The roots of extant vascular plants branch in two fundamentally different ways. The roots of living clubmosses (lycophytes) branch in a process termed dichotomous branching. By contrast, the roots of living ferns, horsetails and seed plants (euphyllophytes) branch by a process called lateral root branching. These two different modes of branching result in very different root architectures, with predicted different functions. However, it was not previously known when lateral root branching first evolved.
A new study, published in Nature Plants today, examined the fossil record of early diverging euphyllophytes to establish when lateral root branching evolved and to test if lateral root branching was a defining feature of all euphyllophytes.
The roots of all living euphyllophytes branch laterally, and so it was predicted that roots of early diverging euphyllophytes, like L. goense, would also branch laterally. However, it was found that the roots of L. goense were described as dichotomously branched. To verify the original description and to ensure that root branching had not been misinterpreted, lead author Dr Sandy Hetherington, travelled to Liège in Belgium to examine the original specimens of L. goense.
By re-examining the original specimen and taking new images of the 380 million year old roots, Hetherington verified that root branching was dichotomous, based not only on morphology (the overall shape of the roots) which had been used by the previous authors but also on its anatomy (the internal tissues which were preserved in this fossil).
“385 million years ago when roots were first evolving in the ferns, horsetails and seed plants, root branching was fundamentally different from what we see in their living relatives today”, said Hetherington. “A plants ability to explore the soil and mine for water and nutrients will depend on the type of root branching, dichotomous or lateral.”
The re-description of L. goense indicated that not all euphyllophyte roots branched laterally and the roots of some species branched dichotomously. However, was L. goense the exception to the rule or was dichotomous branching common in early euphyllophytes? To answer this question a thorough review of the literature was needed. Evidence for fossil roots from 50 fossil taxa from the Devonian and Carboniferous were identified from 80 papers, the oldest dating back to 1895, and covering worked published in multiple languages.
Dichotomous root branching, a character not present in extant euphyllophytes, was common among Devonian and Carboniferous euphyllophytes.
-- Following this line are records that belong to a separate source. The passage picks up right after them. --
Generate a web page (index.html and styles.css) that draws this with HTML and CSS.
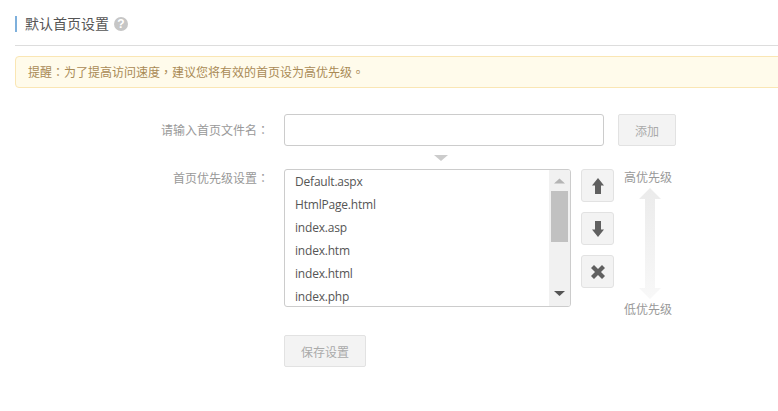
FILE: index.html
```html
<!DOCTYPE html>
<html lang="zh-CN">
<head>
<meta charset="utf-8">
<title>默认首页设置</title>
<link rel="stylesheet" href="styles.css">
</head>
<body>
<div class="page">
  <header class="head">
    <h1 class="title">默认首页设置</h1>
    <span class="help">?</span>
  </header>
  <div class="notice">提醒<span class="punct" lang="zh-TW">：</span>为了提高访问速度<span class="punct" lang="zh-TW">，</span>建议您将有效的首页设为高优先级<span class="punct" lang="zh-TW">。</span></div>
  <div class="form">
    <div class="row row-input">
      <label class="label label-input">请输入首页文件名<span class="punct" lang="zh-TW">：</span></label>
      <input class="text" type="text">
      <button class="btn add">添加</button>
    </div>
    <div class="tri"></div>
    <div class="row row-list">
      <label class="label">首页优先级设置<span class="punct" lang="zh-TW">：</span></label>
      <div class="list">
        <ul class="items">
          <li>Default.aspx</li>
          <li>HtmlPage.html</li>
          <li>index.asp</li>
          <li>index.htm</li>
          <li>index.html</li>
          <li>index.php</li>
        </ul>
        <div class="sb">
          <svg class="sb-a" width="21" height="21" viewBox="0 0 21 21"><path d="M5 13.500 10.500 8.500 16 13.500z" fill="#b4b4b4"/></svg>
          <div class="thumb"></div>
          <svg class="sb-b" width="21" height="22" viewBox="0 0 21 22"><path d="M5 8 16 8 10.500 13z" fill="#555"/></svg>
        </div>
      </div>
      <div class="tools">
        <button class="tool"><svg width="14" height="18" viewBox="0 0 14 18"><path d="M7 1 13 8.500H10V17H4V8.500H1z" fill="#606060"/></svg></button>
        <button class="tool"><svg width="14" height="18" viewBox="0 0 14 18"><path d="M7 17 13 9.500H10V1H4V9.500H1z" fill="#606060"/></svg></button>
        <button class="tool"><svg width="16" height="16" viewBox="0 0 16 16"><path d="M4 1 8 5 12 1 15 4 11 8 15 12 12 15 8 11 4 15 1 12 5 8 1 4z" fill="#606060"/></svg></button>
      </div>
      <div class="prio">
        <span>高优先级</span>
        <svg class="prio-arrow" width="22" height="112" viewBox="0 0 22 112">
          <defs><linearGradient id="fade" x1="0" y1="0" x2="0" y2="1"><stop offset="0" stop-color="#ebebeb"/><stop offset="1" stop-color="#f8f8f8"/></linearGradient></defs>
          <path d="M11 0 22 11H16V100H22L11 111 0 100H6V11H0z" fill="url(#fade)"/>
        </svg>
        <span>低优先级</span>
      </div>
    </div>
    <button class="btn save">保存设置</button>
  </div>
</div>
</body>
</html>
```
FILE: styles.css
```css
* { box-sizing: border-box; }
html, body { margin: 0; padding: 0; background: #fff; overflow: hidden; }
body { font-family: "Liberation Sans", "Noto Sans CJK SC", sans-serif; font-size: 12px; color: #555; }
.page { height: 411px; padding: 16px 0 0 15px; }
.punct { font-family: "Noto Sans CJK TC", sans-serif; }
.head { display: flex; align-items: center; height: 30px; padding-bottom: 13px; border-bottom: 1px solid #ddd; }
.title { margin: 0; padding-left: 8px; border-left: 2px solid #7eb0dc; font-size: 14px; font-weight: normal; line-height: 16px; color: #555; }
.help { width: 14px; height: 14px; margin-left: 5px; border-radius: 50%; background: #c6c6c6; color: #fff; font-size: 12px; font-weight: bold; line-height: 14px; text-align: center; }
.notice { height: 32px; margin-top: 10px; margin-right: -4px; padding-left: 12px; border: 1px solid #fae6b4; border-radius: 4px; background: #fffbeb; color: #a98a55; line-height: 30px; }
.form { padding-top: 26px; }
.row { display: flex; align-items: flex-start; }
.row-input { height: 32px; }
.label { width: 269px; margin-left: -15px; text-align: right; color: #999; line-height: 18px; margin-right: 15px; flex: none; white-space: nowrap; }
.label-input { line-height: 32px; }
.text { width: 320px; height: 32px; border: 1px solid #ccc; border-radius: 3px; background: #fff; padding: 0 8px; }
.btn { height: 32px; border: 1px solid #e2e2e2; border-radius: 2px; background: #f3f3f3; color: #aaa; font: inherit; padding: 0; }
.add { width: 58px; margin-left: 14px; }
.tri { width: 0; height: 0; margin: 9px 0 8px 419px; border-style: solid; border-width: 6px 7.500px 0; border-color: #ccc transparent transparent; }
.row-list { height: 138px; }
.list { display: flex; width: 287px; height: 138px; border: 1px solid #ccc; border-radius: 3px; overflow: hidden; flex: none; }
.items { flex: 1; margin: 0; padding: 0 0 0 10px; list-style: none; font-family: "Open Sans", "Liberation Sans", sans-serif; letter-spacing: -0.2px; overflow: hidden; color: #555; }
.items li { height: 23px; line-height: 23px; }
.sb { display: flex; flex-direction: column; width: 21px; background: #f1f1f1; align-items: center; }
.sb-a, .sb-b { flex: none; }
.sb-b { margin-top: auto; margin-bottom: 1px; }
.thumb { width: 17px; height: 51px; background: #c1c1c1; }
.tools { display: flex; flex-direction: column; gap: 10px; margin-left: 10px; }
.tool { display: flex; align-items: center; justify-content: center; width: 33px; height: 33px; border: 1px solid #e2e2e2; border-radius: 3px; background: #f3f3f3; padding: 0; }
.prio { display: flex; flex-direction: column; align-items: center; width: 48px; margin-left: 10px; color: #999; line-height: 18px; }
.prio-arrow { margin: 1px 0 1px 3px; flex: none; }
.prio span { flex: none; }
.save { display: block; width: 82px; margin: 28px 0 0 269px; }
```
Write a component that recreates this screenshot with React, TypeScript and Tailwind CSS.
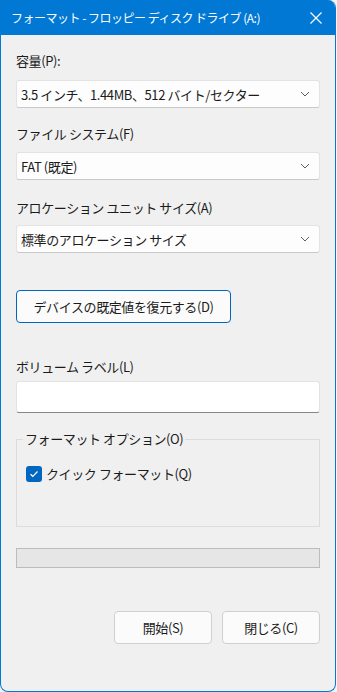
import React from 'react';

const font = { fontFamily: '"Noto Sans CJK JP", "Noto Sans", sans-serif' };

function Chevron() {
  return (
    <svg width="10" height="6" viewBox="0 0 10 6" className="shrink-0">
      <path d="M1 1 L5 5 L9 1" fill="none" stroke="#5f5f5f" strokeWidth="1" />
    </svg>
  );
}

function Combo({ value }: { value: string }) {
  return (
    <div className="flex h-[28px] items-center justify-between rounded-[3px] border border-[#e3e3e3] border-b-[#c8c8c8] bg-[#fdfdfd] pl-[4px] pr-[9px] text-[13px] text-[#1b1b1b]">
      <span className="leading-none">{value}</span>
      <Chevron />
    </div>
  );
}

function Label({ text, className }: { text: string; className: string }) {
  return <div className={`h-[18px] text-[13px] leading-[18px] text-[#1b1b1b] ${className}`}>{text}</div>;
}

export default function App() {
  return (
    <div className="h-[692px] w-[337px] bg-[#f3f3f3] tracking-[-0.4px]" style={font}>
      <div className="flex h-[692px] w-[336px] flex-col overflow-hidden rounded-b-[8px] rounded-tr-[8px] border border-t-0 border-[#0078d4] bg-[#f0f0f0]">
        {/* Title bar */}
        <div className="flex h-[35px] shrink-0 items-center justify-between bg-[#0078d4] pl-[10px] pr-[13px] text-white">
          <span className="text-[12px] leading-none tracking-[-0.5px]">フォーマット - フロッピー ディスク ドライブ (A:)</span>
          <svg width="12" height="12" viewBox="0 0 12 12">
            <path d="M0.5 0.5 L11.5 11.5 M11.5 0.5 L0.5 11.5" stroke="white" strokeWidth="1.2" />
          </svg>
        </div>

        <div className="flex flex-col px-[15px]">
          <Label text="容量(P):" className="mt-[17px]" />
          <div className="mt-[10px]">
            <Combo value="3.5 インチ、1.44MB、512 バイト/セクター" />
          </div>

          <Label text="ファイル システム(F)" className="mt-[17px]" />
          <div className="mt-[9px]">
            <Combo value="FAT (既定)" />
          </div>

          <Label text="アロケーション ユニット サイズ(A)" className="mt-[19px]" />
          <div className="mt-[8px]">
            <Combo value="標準のアロケーション サイズ" />
          </div>

          <button className="mt-[37px] flex h-[33px] w-[215px] items-center justify-center rounded-[4px] border border-[#0067c0] bg-[#fbfbfb] text-[13px] text-[#1b1b1b]">
            デバイスの既定値を復元する(D)
          </button>

          <Label text="ボリューム ラベル(L)" className="mt-[35px]" />
          <div className="mt-[5px] h-[32px] rounded-[3px] border border-[#e3e3e3] border-b-[#868686] bg-white" />

          {/* Group box */}
          <div className="relative mt-[26px] h-[88px] border border-[#dcdcdc]">
            <div className="absolute left-[6px] top-[-10px] bg-[#f0f0f0] px-[2px] text-[13px] leading-[18px] text-[#1b1b1b]">
              フォーマット オプション(O)
            </div>
            <div className="ml-[9px] mt-[25px] flex items-center gap-[4px]">
              <span className="flex h-[16px] w-[16px] items-center justify-center rounded-[3px] bg-[#0067c0]">
                <svg width="10" height="8" viewBox="0 0 10 8">
                  <path d="M1.5 4.2 L3.8 6.3 L8.5 1.5" fill="none" stroke="white" strokeWidth="1.2" />
                </svg>
              </span>
              <span className="text-[13px] leading-[18px] text-[#1b1b1b]">クイック フォーマット(Q)</span>
            </div>
          </div>

          {/* Progress */}
          <div className="mt-[21px] h-[20px] border border-[#bcbcbc] bg-[#e6e6e6]" />

          <div className="mt-[43px] flex justify-end gap-[10px]">
            <button className="h-[33px] w-[98px] rounded-[4px] border border-[#d0d0d0] bg-[#fbfbfb] text-[13px] text-[#1b1b1b]">
              開始(S)
            </button>
            <button className="h-[33px] w-[98px] rounded-[4px] border border-[#d0d0d0] bg-[#fbfbfb] text-[13px] text-[#1b1b1b]">
              閉じる(C)
            </button>
          </div>
        </div>
      </div>
    </div>
  );
}
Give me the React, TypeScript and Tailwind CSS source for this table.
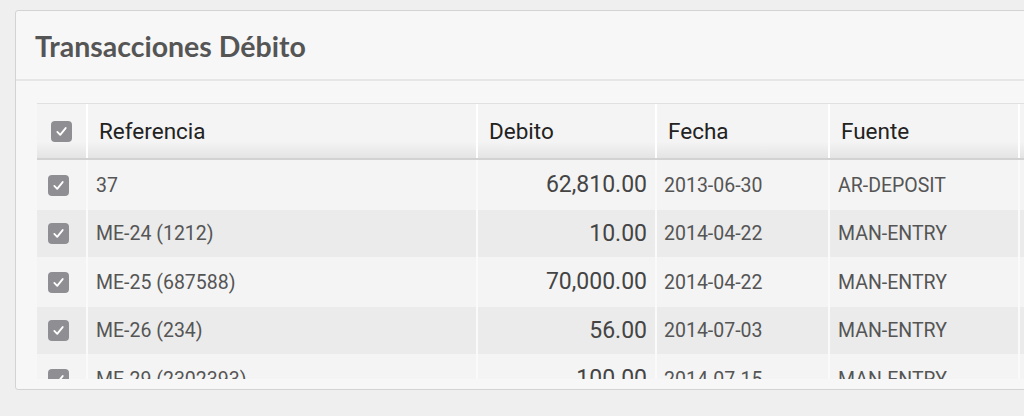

The team are now confident that lateral root branching was not a defining character of the roots of euphyllophytes. But when did lateral root branching evolve? To investigate this question the team mapped root branching types to the ages of known groups of euphyllophytes. Their analysis indicated that lateral root branching evolved at different times in the major groups of euphyllophytes, ferns, horsetails and seed plants, which in turn indicates that lateral branching may have evolved independently multiple times in euphyllophytes.
Of this discovery, Professor Liam Dolan said: “This discovery gives scientists the first coherent framework for the sequence of events that occurred during the evolution of roots, which were key adaptations that transformed the terrestrial environment as plants colonised and spread across the continental surfaces for the first time.”
Dr Christopher Berry of Cardiff University added: “It has been amazing to see how Sandy’s work has transformed the way that we think about early rooting systems over the last few years. Roots are critical in the way that plants and biology interact with the solid Earth and its atmosphere. There is no more important time to get to grips with this than during the Devonian, the time when rapidly evolving plants were pushing terrestrial environments towards a state that we might recognise as familiar to us today. Understanding the biology of this transition is fundamentally interesting and important.”